Encruzilhadas de Poder

Escrito por Tata N'ganga Mujitu

Na foto Mãe Cacilda de Assis no Rio de Janeiro

Na Quimbanda que praticamos, nos é ensinado que Exu e Pombogira são nossos ancestrais, mas não ancestrais quaisquer: são aqueles que se empoderaram através da sabedoria de suas experiências de vida e se capacitaram para agir no mundo espiritual, livres da prisão da ignorância. Por já terem sido humanos e vivido na pele as dores e delícias da existência, entendem nossos anseios e limites com familiaridade. Aqui, Pombogira e Exu carregam um mistério da compaixão. 

Mas, como Pombogira e Exu também carregam em si o mistério do próprio movimento, convém não fechá-los demais nem mesmo nessa definição, e sempre aprender diretamente com eles. Exu sempre surpreende, excede e supera. 

Então, Exu é força ancestral que se renova, atravessando o tempo através de nós, mas estes nossos ancestrais bruxos e bruxas também se conectam com o mistério da própria natureza. Como falar em Pombogira do Luar, em Exu dos Rios, Exu Sete Cachoeiras, Pombogira Sete Catacumbas, se não reconhecermos que essas feiticeiras e feiticeiros se entranham na base da própria realidade, como a conhecemos? Não tem Exu na luz que guia, nos rios que se encontram, nas águas furiosas, na morte, na decomposição, na condução das almas?

Na Cabula, é ensinado que Pombogiras e Exus são “guardiões das encruzilhadas de poder”. Mas que encruzilhadas seriam essas? Podemos entender como a encruzilhada na minha esquina, ou como o cruzeiro do cemitério, que são de fato pontos de poder, úteis para rituais. Mas só isso seria raso. As encruzilhadas de poder são as grandes áreas da vida, que são expressões da natureza, ou dos poderes manifestados – ou, ainda, em terminologia banto, são Nkisi.
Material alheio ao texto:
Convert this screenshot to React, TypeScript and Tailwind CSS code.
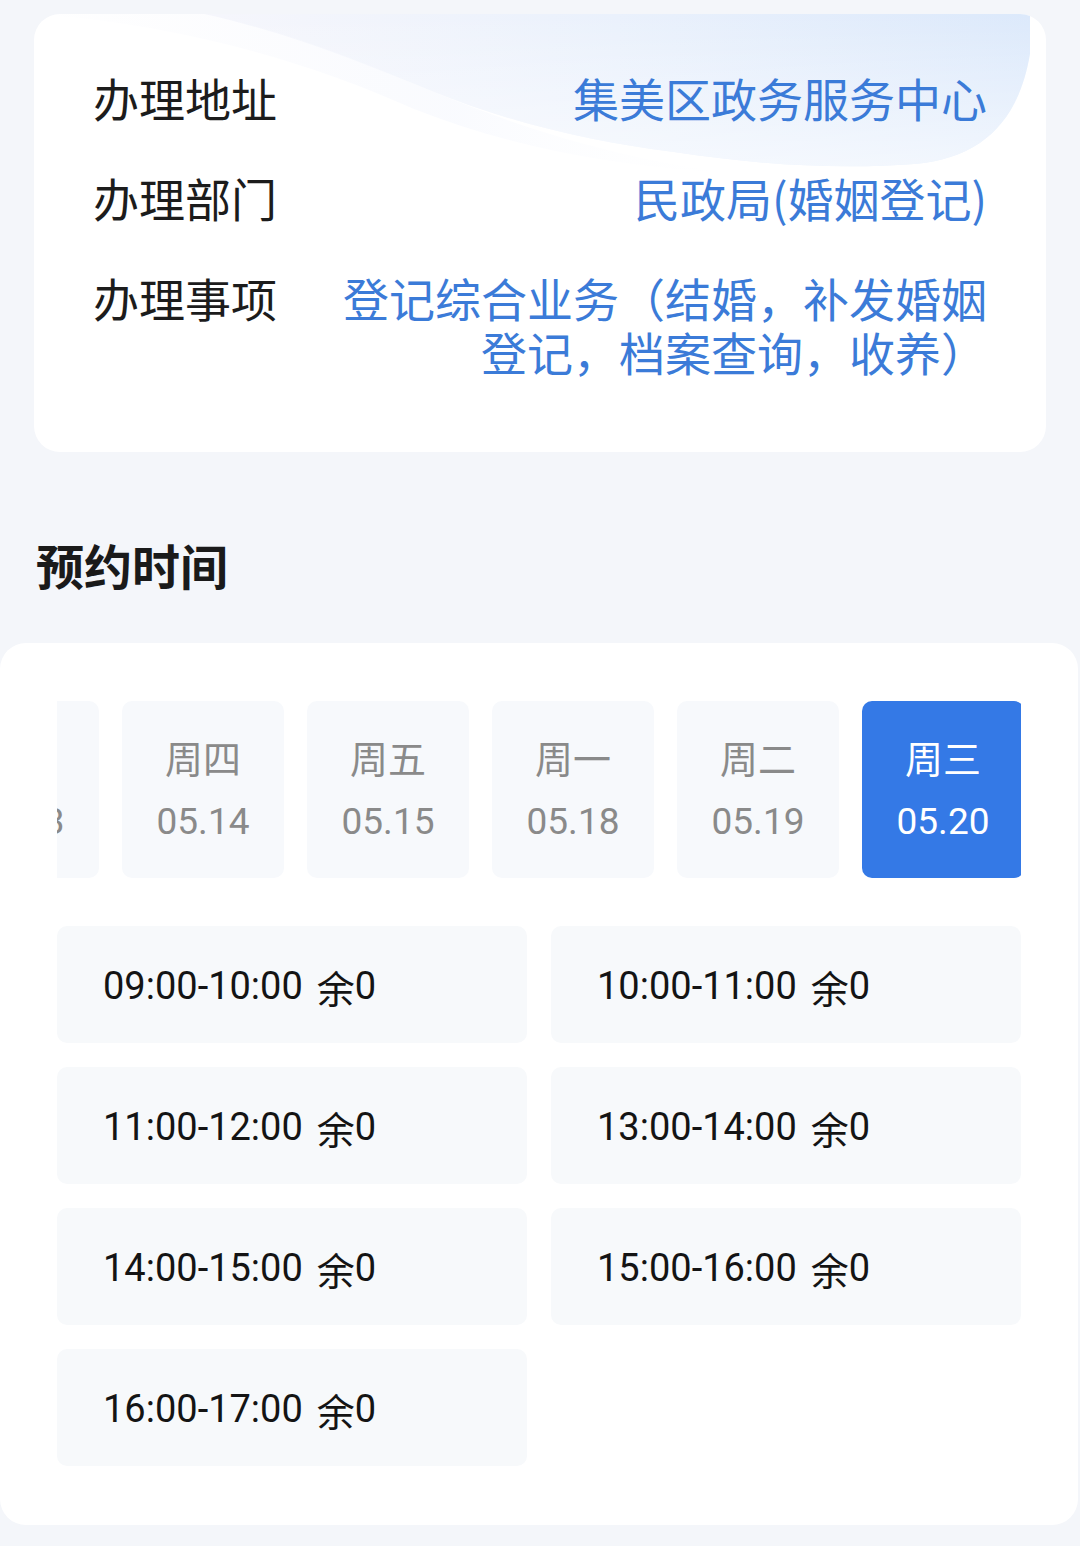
import React from "react";

const FONT = 'Roboto, "Noto Sans CJK SC", "Noto Sans", sans-serif';
const CJK = '"Noto Sans CJK SC", "Noto Sans", sans-serif';

const days = [
  { w: "周三", d: "05.13" },
  { w: "周四", d: "05.14" },
  { w: "周五", d: "05.15" },
  { w: "周一", d: "05.18" },
  { w: "周二", d: "05.19" },
  { w: "周三", d: "05.20", active: true },
];

const slots = [
  "09:00-10:00",
  "10:00-11:00",
  "11:00-12:00",
  "13:00-14:00",
  "14:00-15:00",
  "15:00-16:00",
  "16:00-17:00",
];

function Wave() {
  return (
    <svg
      className="absolute left-0 top-0 pointer-events-none"
      width="1012"
      height="200"
      viewBox="0 0 1012 200"
    >
      <defs>
        <linearGradient id="wg1" x1="0" y1="0" x2="1" y2="0">
          <stop offset="0" stopColor="#f3f4fb" stopOpacity="0.8" />
          <stop offset="0.5" stopColor="#eaf1fc" />
          <stop offset="1" stopColor="#dce9fb" />
        </linearGradient>
        <linearGradient id="wv" x1="0" y1="0" x2="0" y2="1">
          <stop offset="0" stopColor="#ffffff" stopOpacity="0" />
          <stop offset="1" stopColor="#ffffff" stopOpacity="0.6" />
        </linearGradient>
        <linearGradient id="wg2" x1="0" y1="0" x2="1" y2="0">
          <stop offset="0" stopColor="#f5f6fc" stopOpacity="0" />
          <stop offset="0.6" stopColor="#f7f9fe" stopOpacity="0.7" />
          <stop offset="1" stopColor="#ffffff" stopOpacity="0.2" />
        </linearGradient>
      </defs>
      <path
        d="M170 0 C 260 20, 330 50, 400 78 C 480 110, 560 128, 640 138 C 720 150, 800 156, 880 150 C 950 144, 985 105, 996 40 L 996 0 Z"
        fill="url(#wg1)"
      />
      <path
        d="M170 0 C 260 20, 330 50, 400 78 C 480 110, 560 128, 640 138 C 720 150, 800 156, 880 150 C 950 144, 985 105, 996 40 L 996 0 Z"
        fill="url(#wv)"
      />
      <path
        d="M0 0 C 150 10, 280 50, 380 95 C 470 130, 560 150, 700 160 C 560 140, 480 110, 400 78 C 320 45, 250 15, 170 0 Z"
        fill="url(#wg2)"
      />
    </svg>
  );
}

export default function App() {
  return (
    <div
      className="w-[1080px] h-[1546px] bg-[#f4f6fa] overflow-hidden pt-[14px]"
      style={{ fontFamily: FONT }}
    >
      {/* Info card */}
      <div className="relative mx-[34px] bg-white rounded-[26px] overflow-hidden px-[59px] pt-[56px] pb-[74px]">
        <Wave />
        <div
          className="relative flex flex-col gap-[46px] text-[46px] leading-[54px]"
          style={{ fontFamily: CJK }}
        >
          <div className="flex">
            <div className="w-[246px] shrink-0 text-[#1c1c1c]">办理地址</div>
            <div className="flex-1 text-right text-[#3b7bd8]">集美区政务服务中心</div>
          </div>
          <div className="flex">
            <div className="w-[246px] shrink-0 text-[#1c1c1c]">办理部门</div>
            <div className="flex-1 text-right text-[#3b7bd8]">民政局(婚姻登记)</div>
          </div>
          <div className="flex">
            <div className="w-[246px] shrink-0 text-[#1c1c1c]">办理事项</div>
            <div className="flex-1 text-right text-[#3b7bd8]">
              登记综合业务（结婚，补发婚姻登记，档案查询，收养）
            </div>
          </div>
        </div>
      </div>

      {/* Title */}
      <div
        className="pl-[36px] mt-[85px] mb-[52px] text-[48px] leading-[54px] font-bold text-[#1a1a1a]"
        style={{ fontFamily: CJK }}
      >
        预约时间
      </div>

      {/* Time card */}
      <div className="w-[1078px] bg-white rounded-[26px] px-[57px] pt-[58px] pb-[59px]">
        <div className="overflow-hidden">
          <div className="flex gap-[23px] ml-[-120px]">
            {days.map((d, i) => (
              <div
                key={i}
                className={
                  "w-[162px] h-[177px] shrink-0 rounded-[10px] flex flex-col items-center justify-center gap-[12px] " +
                  (d.active ? "bg-[#3479e6] text-white" : "bg-[#f7f9fc] text-[#8a8a8a]")
                }
              >
                <div className="text-[38px] leading-[50px]" style={{ fontFamily: CJK }}>
                  {d.w}
                </div>
                <div className="text-[37px] leading-[50px] pt-[3px]">{d.d}</div>
              </div>
            ))}
          </div>
        </div>

        <div className="grid grid-cols-2 gap-x-[24px] gap-y-[24px] mt-[48px]">
          {slots.map((s) => (
            <div
              key={s}
              className="h-[117px] rounded-[10px] bg-[#f7f9fb] flex items-center pl-[46px] pt-[3px] text-[38px] text-[#141414]"
            >
              <span>{s}</span>
              <span className="ml-[14px]" style={{ fontFamily: CJK }}>
                余
              </span>
              <span>0</span>
            </div>
          ))}
        </div>
      </div>
    </div>
  );
}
Essas áreas também podem ser vistas como: alegria, amor, inteligência, desejo, sexo, comércio, dinheiro, encontros, desencontros, saúde, doença, nascimento, angústia, morte. Pombogira e Exu são guardiões dos movimentos da vida. 
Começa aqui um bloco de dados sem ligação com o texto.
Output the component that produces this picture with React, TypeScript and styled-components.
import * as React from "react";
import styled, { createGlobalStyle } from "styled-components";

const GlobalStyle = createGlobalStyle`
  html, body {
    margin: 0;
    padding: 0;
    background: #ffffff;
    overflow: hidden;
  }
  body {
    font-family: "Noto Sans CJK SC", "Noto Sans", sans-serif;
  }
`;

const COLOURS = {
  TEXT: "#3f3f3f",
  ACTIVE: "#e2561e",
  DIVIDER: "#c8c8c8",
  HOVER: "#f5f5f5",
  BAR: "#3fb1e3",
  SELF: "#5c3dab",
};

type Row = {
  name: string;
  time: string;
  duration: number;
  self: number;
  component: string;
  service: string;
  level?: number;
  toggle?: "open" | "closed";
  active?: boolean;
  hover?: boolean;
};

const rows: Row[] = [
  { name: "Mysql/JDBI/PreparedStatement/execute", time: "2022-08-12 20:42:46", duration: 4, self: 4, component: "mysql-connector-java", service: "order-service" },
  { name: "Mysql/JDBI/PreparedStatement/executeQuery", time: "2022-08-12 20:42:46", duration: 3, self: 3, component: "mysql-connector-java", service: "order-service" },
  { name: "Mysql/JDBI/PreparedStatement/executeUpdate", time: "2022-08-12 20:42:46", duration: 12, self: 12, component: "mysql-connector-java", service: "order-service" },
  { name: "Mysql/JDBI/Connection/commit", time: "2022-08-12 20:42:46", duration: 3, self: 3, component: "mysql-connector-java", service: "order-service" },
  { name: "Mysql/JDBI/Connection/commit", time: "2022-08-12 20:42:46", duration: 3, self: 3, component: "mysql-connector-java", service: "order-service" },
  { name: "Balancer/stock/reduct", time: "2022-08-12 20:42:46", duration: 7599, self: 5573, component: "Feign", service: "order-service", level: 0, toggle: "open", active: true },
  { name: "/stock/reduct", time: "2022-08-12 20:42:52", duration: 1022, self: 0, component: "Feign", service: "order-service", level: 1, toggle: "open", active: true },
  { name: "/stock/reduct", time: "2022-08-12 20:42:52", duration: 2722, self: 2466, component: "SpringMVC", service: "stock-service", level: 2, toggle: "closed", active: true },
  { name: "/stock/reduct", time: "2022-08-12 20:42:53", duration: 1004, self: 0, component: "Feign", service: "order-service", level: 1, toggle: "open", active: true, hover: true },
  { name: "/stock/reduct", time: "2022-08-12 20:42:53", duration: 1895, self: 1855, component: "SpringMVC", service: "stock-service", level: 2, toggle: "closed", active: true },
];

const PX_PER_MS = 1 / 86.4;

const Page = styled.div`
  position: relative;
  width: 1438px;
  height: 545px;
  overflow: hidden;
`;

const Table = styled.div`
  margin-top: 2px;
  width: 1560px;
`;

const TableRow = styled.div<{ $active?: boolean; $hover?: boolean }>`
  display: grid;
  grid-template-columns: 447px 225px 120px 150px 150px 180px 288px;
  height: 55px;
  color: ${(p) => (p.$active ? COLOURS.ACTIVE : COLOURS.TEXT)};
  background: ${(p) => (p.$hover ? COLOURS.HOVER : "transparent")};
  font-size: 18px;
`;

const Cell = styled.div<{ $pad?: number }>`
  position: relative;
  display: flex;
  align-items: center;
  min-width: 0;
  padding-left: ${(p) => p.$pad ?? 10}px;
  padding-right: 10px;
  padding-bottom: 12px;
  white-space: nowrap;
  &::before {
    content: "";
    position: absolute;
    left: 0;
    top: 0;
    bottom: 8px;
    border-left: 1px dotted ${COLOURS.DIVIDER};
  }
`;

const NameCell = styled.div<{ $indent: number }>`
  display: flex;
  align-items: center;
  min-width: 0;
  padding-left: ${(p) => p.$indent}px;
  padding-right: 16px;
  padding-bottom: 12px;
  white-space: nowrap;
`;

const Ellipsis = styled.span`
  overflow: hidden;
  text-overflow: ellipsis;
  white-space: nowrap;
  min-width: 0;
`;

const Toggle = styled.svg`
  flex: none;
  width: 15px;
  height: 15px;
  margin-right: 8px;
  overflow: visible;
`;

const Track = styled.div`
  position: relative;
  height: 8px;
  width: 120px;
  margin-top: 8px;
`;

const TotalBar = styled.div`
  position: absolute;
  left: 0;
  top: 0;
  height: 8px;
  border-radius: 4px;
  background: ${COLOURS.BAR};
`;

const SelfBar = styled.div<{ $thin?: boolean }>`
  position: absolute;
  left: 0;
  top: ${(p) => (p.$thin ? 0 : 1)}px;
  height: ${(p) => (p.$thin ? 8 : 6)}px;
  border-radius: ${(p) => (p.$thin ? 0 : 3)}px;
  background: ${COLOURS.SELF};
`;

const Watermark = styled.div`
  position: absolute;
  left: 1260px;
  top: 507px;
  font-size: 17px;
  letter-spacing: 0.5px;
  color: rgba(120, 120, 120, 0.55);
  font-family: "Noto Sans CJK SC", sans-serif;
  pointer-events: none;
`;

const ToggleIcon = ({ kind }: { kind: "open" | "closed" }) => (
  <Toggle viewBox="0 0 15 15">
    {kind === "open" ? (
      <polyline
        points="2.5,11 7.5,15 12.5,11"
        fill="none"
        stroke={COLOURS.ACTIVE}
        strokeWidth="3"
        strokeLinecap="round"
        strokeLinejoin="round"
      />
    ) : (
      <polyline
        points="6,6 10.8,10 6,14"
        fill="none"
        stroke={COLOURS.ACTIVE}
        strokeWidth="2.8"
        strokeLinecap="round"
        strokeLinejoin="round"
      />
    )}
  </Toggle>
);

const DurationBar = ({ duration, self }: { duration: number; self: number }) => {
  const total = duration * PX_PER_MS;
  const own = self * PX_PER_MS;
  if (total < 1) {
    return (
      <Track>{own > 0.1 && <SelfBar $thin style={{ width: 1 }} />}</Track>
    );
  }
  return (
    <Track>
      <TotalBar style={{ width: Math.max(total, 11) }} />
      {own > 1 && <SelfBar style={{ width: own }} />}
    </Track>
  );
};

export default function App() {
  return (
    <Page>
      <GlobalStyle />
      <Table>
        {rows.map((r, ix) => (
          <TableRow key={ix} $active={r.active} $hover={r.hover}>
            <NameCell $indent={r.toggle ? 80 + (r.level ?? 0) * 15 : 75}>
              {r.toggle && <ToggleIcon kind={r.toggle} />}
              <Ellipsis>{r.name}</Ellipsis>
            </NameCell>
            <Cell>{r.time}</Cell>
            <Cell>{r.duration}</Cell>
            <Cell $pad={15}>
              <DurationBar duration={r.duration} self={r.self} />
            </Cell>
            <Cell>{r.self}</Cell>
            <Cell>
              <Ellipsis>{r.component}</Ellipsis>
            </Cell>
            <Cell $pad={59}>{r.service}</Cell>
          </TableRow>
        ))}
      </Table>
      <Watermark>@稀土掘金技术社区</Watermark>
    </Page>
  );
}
Cada um desses movimentos é um portal em si mesmo, uma travessia, uma encruzilhada e uma oportunidade de sabedoria. O objetivo maior da(o) feiticeira(o) é se tornar um(a) mestre da vida – e, se isso não for possível, a gente se esforça como se fosse. Assim, no mínimo, conseguimos honrar Pombogira e Exu e, talvez, consigamos viver sendo a nós mesmos inteiramente, com honestidade.